Now we will configure the experiment:
- First of all select the Advanced mode in the Setup tab
-
Now choose the DatabaseResultListener in the Destination panel. Configure this result producer:
- HSQLDB
Supply the value sa for the username and leave the password empty.
- MySQL
Provide username and password that you need for connecting to the database.
- HSQLDB
-
From the Result generator panel choose either the CrossValidationResultProducer or the RandomSplitResultProducer (these are the most commonly used ones) and then configure the remaining experiment details (e.g., datasets and classifiers).
- Now enable the Distribute Experiment panel by checking the tick box.
- Click on the Hosts button and enter the names of the machines that you started remote engines on (
<Enter>
adds the host to the list). - You can choose to distribute by run or dataset (try to get a balance).
- Save your experiment configuration.
- Now start your experiment as you would do normally.
- Check your results in the Analyse tab by clicking either the Database or Experiment buttons.
Multi-core support#
If you want to utilize all the cores on a multi-core machine, then you can do so with Weka version 3.6.x and developer versions later than 3.5.7. All you have to do, is define the port alongside the hostname in the Experimenter (format:
hostname:port
) and then start the RemoteEngine
with the -p
option, specifying the port to listen on.
See also this post on the Wekalist.
Troubleshooting#
- If you get an error at the start of an experiment that looks a bit like this:
{{01:13:19: RemoteExperiment (//blabla.company.com/RemoteEngine) (sub)experiment (datataset vineyard.arff) failed : java.sql.SQLException: Table already exists: EXPERIMENT_INDEX in statement [CREATE TABLE Experiment_index ( Experiment_type LONGVARCHAR, Experiment_setup LONGVARCHAR, Result_table INT )]

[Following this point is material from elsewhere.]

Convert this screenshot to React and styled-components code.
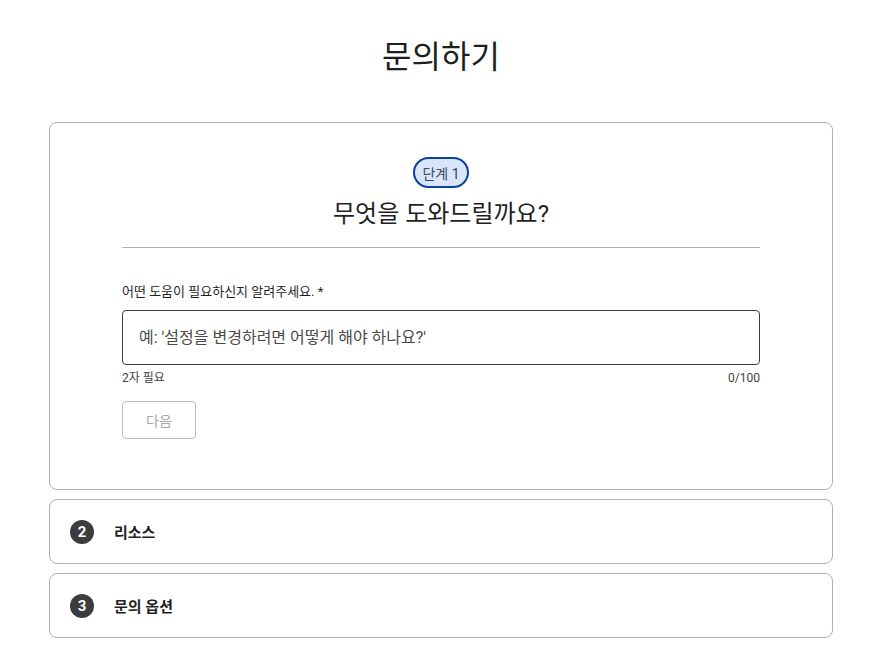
import React, { useState } from 'react'
import styled, { createGlobalStyle } from 'styled-components'

const GlobalStyle = createGlobalStyle`
  html, body {
    margin: 0;
    padding: 0;
    background: #fff;
  }
  body {
    font-family: Roboto, "Noto Sans CJK KR", sans-serif;
    color: #1f1f1f;
  }
`

const Page = styled.div`
  width: 882px;
  display: flex;
  flex-direction: column;
  align-items: center;
`

const Title = styled.h1`
  margin: 33px 0 0;
  height: 56px;
  font-size: 32px;
  font-weight: 400;
  line-height: 48px;
  color: #1f1f1f;
`

const Steps = styled.div`
  margin-top: 33px;
  width: 784px;
  display: flex;
  flex-direction: column;
  gap: 9px;
`

const Card = styled.section`
  box-sizing: border-box;
  border: 1px solid #b0b0b0;
  border-radius: 8px;
  background: #fff;
`

const ActiveCard = styled(Card)`
  padding: 34px 72px 50px;
  display: flex;
  flex-direction: column;
`

const StepHead = styled.div`
  display: flex;
  flex-direction: column;
  align-items: center;
  padding-bottom: 17px;
  border-bottom: 1px solid #b0b0b0;
`

const Badge = styled.span`
  box-sizing: border-box;
  height: 31px;
  padding: 0 7px;
  display: inline-flex;
  align-items: center;
  border: 2px solid #0b3fa0;
  border-radius: 16px;
  background: #d9e5fb;
  color: #3b4a63;
  font-size: 14px;
`

const StepTitle = styled.h2`
  margin: 10px 0 0;
  font-size: 24px;
  font-weight: 400;
  line-height: 32px;
  color: #1f1f1f;
`

const Label = styled.label`
  margin-top: 34px;
  font-size: 13px;
  line-height: 20px;
  color: #1f1f1f;
`

const Field = styled.input`
  box-sizing: border-box;
  margin-top: 8px;
  width: 100%;
  height: 55px;
  padding: 0 16px;
  border: 1px solid #3c3c3c;
  border-radius: 4px;
  font-family: inherit;
  font-size: 16px;
  color: #1f1f1f;
  outline: none;

  &::placeholder {
    color: #4a4a4a;
  }
`

const Helper = styled.div`
  margin-top: 5px;
  display: flex;
  justify-content: space-between;
  font-size: 12px;
  line-height: 16px;
  color: #444;
`

const NextButton = styled.button`
  box-sizing: border-box;
  margin-top: 15px;
  width: 74px;
  height: 38px;
  border: 1px solid #bdbdbd;
  border-radius: 4px;
  background: #fff;
  font-family: inherit;
  font-size: 14px;
  color: #a6a6a6;
  align-self: flex-start;
`

const CollapsedCard = styled(Card)`
  height: 65px;
  padding: 0 20px;
  display: flex;
  align-items: center;
  gap: 20px;
`

const StepNumber = styled.span`
  width: 24px;
  height: 24px;
  border-radius: 50%;
  background: #3c3c3c;
  color: #fff;
  font-size: 15px;
  font-weight: 700;
  display: flex;
  align-items: center;
  justify-content: center;
`

const StepName = styled.span`
  font-size: 15px;
  font-weight: 700;
  color: #1f1f1f;
`

const laterSteps = [
  { n: 2, name: '리소스' },
  { n: 3, name: '문의 옵션' }
]

export default function App () {
  const [text, setText] = useState('')

  return (
    <Page>
      <GlobalStyle />
      <Title>문의하기</Title>
      <Steps>
        <ActiveCard>
          <StepHead>
            <Badge>단계 1</Badge>
            <StepTitle>무엇을 도와드릴까요?</StepTitle>
          </StepHead>
          <Label htmlFor='question'>어떤 도움이 필요하신지 알려주세요. *</Label>
          <Field
            id='question'
            value={text}
            maxLength={100}
            onChange={e => setText(e.target.value)}
            placeholder="예: '설정을 변경하려면 어떻게 해야 하나요?'"
          />
          <Helper>
            <span>2자 필요</span>
            <span>{text.length}/100</span>
          </Helper>
          <NextButton disabled>다음</NextButton>
        </ActiveCard>
        {laterSteps.map(step => (
          <CollapsedCard key={step.n}>
            <StepNumber>{step.n}</StepNumber>
            <StepName>{step.name}</StepName>
          </CollapsedCard>
        ))}
      </Steps>
    </Page>
  )
}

01:13:19: dataset :vineyard.arff RemoteExperiment
(//blabla.company.com/RemoteEngine) (sub)experiment (datataset vineyard.arff) failed : java.sql.SQLException: Table already exists: EXPERIMENT_INDEX in statement [CREATE TABLE Experiment_index ( Experiment_type LONGVARCHAR, Experiment_setup LONGVARCHAR, Result_table INT )]. Scheduling for execution on another host.}}
then do not panic - this happens because multiple remote machines are trying to create the same table and are temporarily locked out - this will resolve itself so just leave your experiment running - in fact, it is a sign that the experiment is working!
- If you serialized an experiment and then modify your
DatabaseUtils.props
file due to an error (e.g., a missing type-mapping), the Experimenter will use theDatabaseUtils.props
you had at the time you serialized the experiment. Keep in mind that the serialization process also serializes the DatabaseUtils class and therefore stored your props-file! This is another reason for storing your experiments as XML and not in the properietary binary format the Java serialization produces. - Using a corrupt or incomplete
DatabaseUtils.props
file can cause peculiar interface errors, for example disabling the use of the User button alongside the database URL. If in doubt copy a cleanDatabaseUtils.props
from git. - If you get
NullPointerException at java.util.Hashtable.get()
in the Remote Engine do not be alarmed. This will have no effect on the results of your experiment.